Hierauf bringt der Verfasser ein längeres Citat von Carus über die Deutschen, „theilweise ein Posaunenconcert von Selbstlob und Weihrauch der Selbstverherrlichung,“ und fährt dann fort:

„Der Deutsche ist ein fleißiger Arbeiter, aber der Engländer, Franzose, Italiener etc. nicht minder, der Deutsche hat Mancherlei erfunden, aber jede der anderen Nationen nicht minder. Der Deutsche ist voll von Mißtrauen, der Engländer und Franzose ohne Mißtrauen; der Deutsche ist gut und redlich, aber die anderen Nationen sind desgleichen. Unter allen Völkern giebt es Schurken, und in Deutschland lebt dieses Geschlecht gleichfalls und in allen Schichten, nur zuweilen verkappter, als anderswo; der Deutsche ist vielfach der Theologie verfallen, gleich dem Engländer, aber der Franzose und der Italiener drehen der Theologie eine Nase. Der Deutsche ist deshalb nicht revolutionär, weil sein Herr es nicht erlaubt. Gelehrig sind Pudel und Menschen, und wenn der Deutsche in Gelehrigkeit den Vorrang zu behaupten sich bestrebt, so thut er dies auf Grund der Thatsache, daß an seinen geistigen Abrichtungsanstalten ehedem die Patente der Weisheit öffentlich gegen gleich baare Zahlung verkauft wurden. Der Deutsche lehrt meistens Doctrinen und lernt, anstatt die Tugenden, die Laster anderer Völker. Das Ganze können in jeder Nation, sei diese chinesisch, englisch, deutsch oder französisch, immer nur sehr wenige Auserlesene denken, und der große Haufe der deutschen Hochgelehrten zeichnet sich dadurch aus, daß er das Ganze nicht nur nicht hell, sondern gar nicht denken kann.

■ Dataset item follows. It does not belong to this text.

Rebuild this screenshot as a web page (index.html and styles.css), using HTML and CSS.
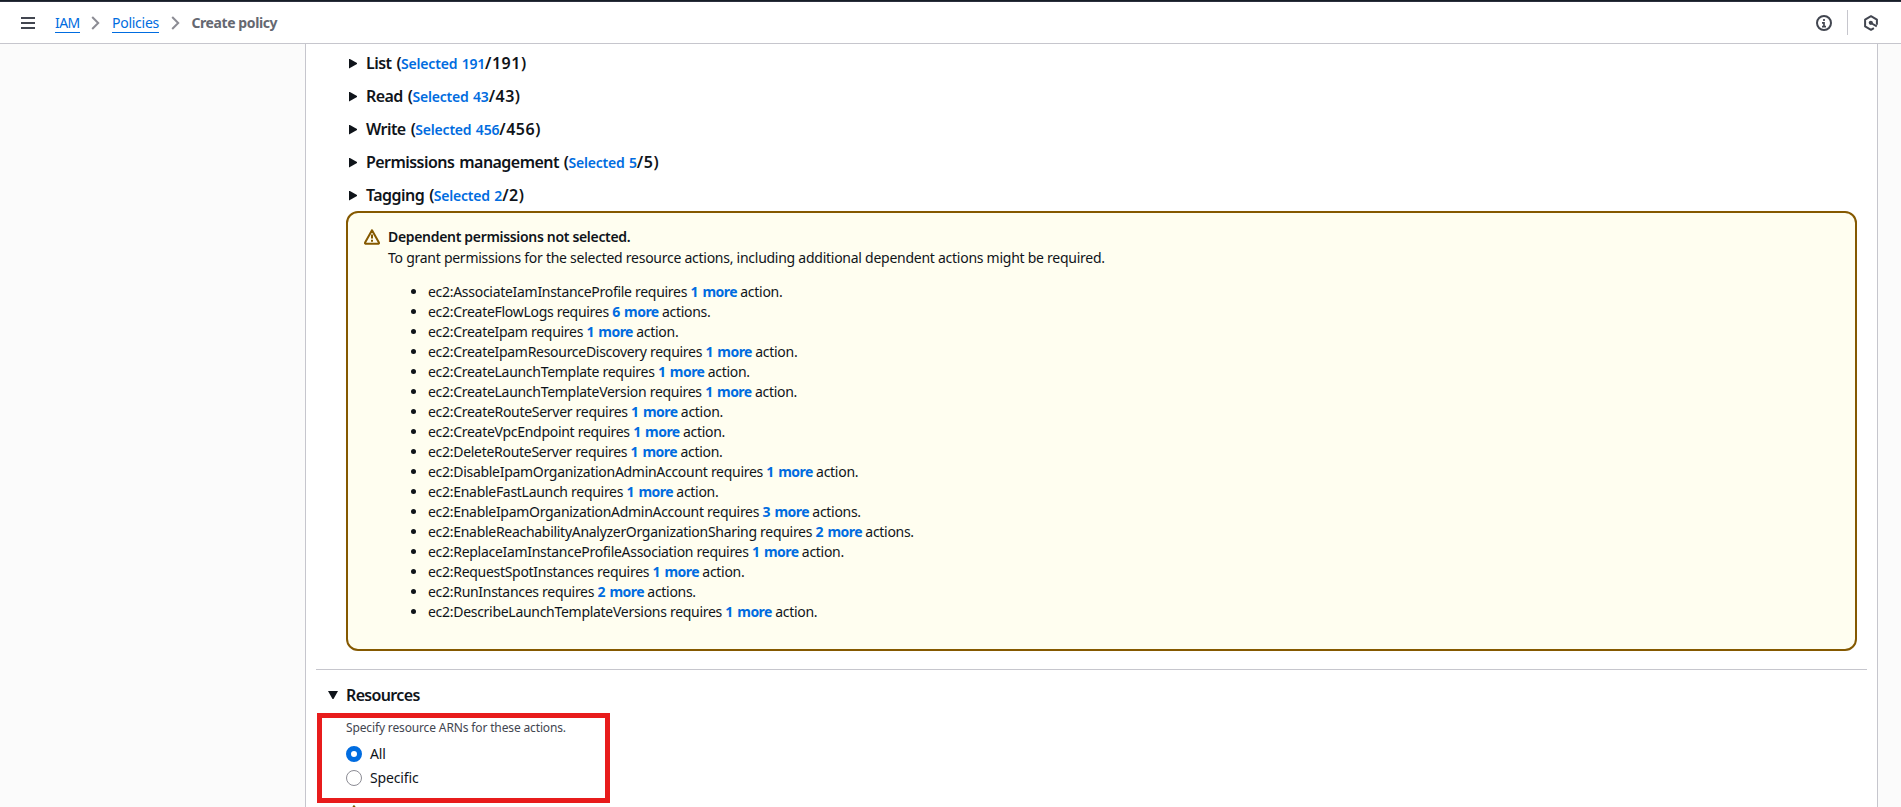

Wißbegierde und Scharfsinn findet man auch in O-Tahiti, und die Welt wäre zu beklagen, wenn nur die Deutschen Wißbegierde und Scharfsinn gepachtet hätten. Unter allen Völkern der Gegenwart hat der Deutsche die höchste Meinung von sich selbst, besonders seitdem er die Dänen, Oesterreicher und Franzosen beseitigt; die Titel- und Ordenssucht der Deutschen ist weit größer, als die anderer Völker, und nirgends wird der Mensch so sehr nach seinem äußeren Rang beurtheilt, als in Deutschland. Wo Barbarei in Deutschland vorkommt, nimmt sie entweder feine Formen an, wie im Norden, oder sie nimmt rüpelhafte Formen an, wie im Süden; in Nachahmung, Verleumdung, Neid, Verkleinerung leistet der Deutsche Großes, dürfte aber diese Eigenschaften in dem Maße ablegen, in welchem die Einigung und Borussificirung seines Vaterlandes vorwärts schreitet. Die Deutschen haben fast gar keinen Gemeinsinn und sind nicht im Stande, für gemeinnützige Dinge im Geheimen Opfer zu bringen, große Ideen und Unternehmungen zu protegiren; sie überlassen dies ihren Herren, und diese – schicken das Geld in die Bank von England und lassen die Gelehrten, Künstler etc. verhungern.“

So weit Herr Reich. Es steckt in der That etwas von Bedientenhaftigkeit im deutschen Charakter! Nachdem die Franzosen mit großem Geschrei die in den Tuilerien aufgefundenen deutschen Bettelbriefe publicirt haben, veranstaltet man hier eine deutsche Ausgabe derselben mit illustrirenden Randbemerkungen. Keine andere Nation wäre fähig, sich mit solchem Behagen selbst an den Pranger zu stellen.

Auf vorstehenden Passus des Reich’schen Buches machte ein Italiener den Einsender Dieses triumphirend aufmerksam, konnte sich jedoch nicht enthalten, zu bemerken, daß, wenn ein Italiener so über seine Nation schriebe, er öffentlich durchgeprügelt würde.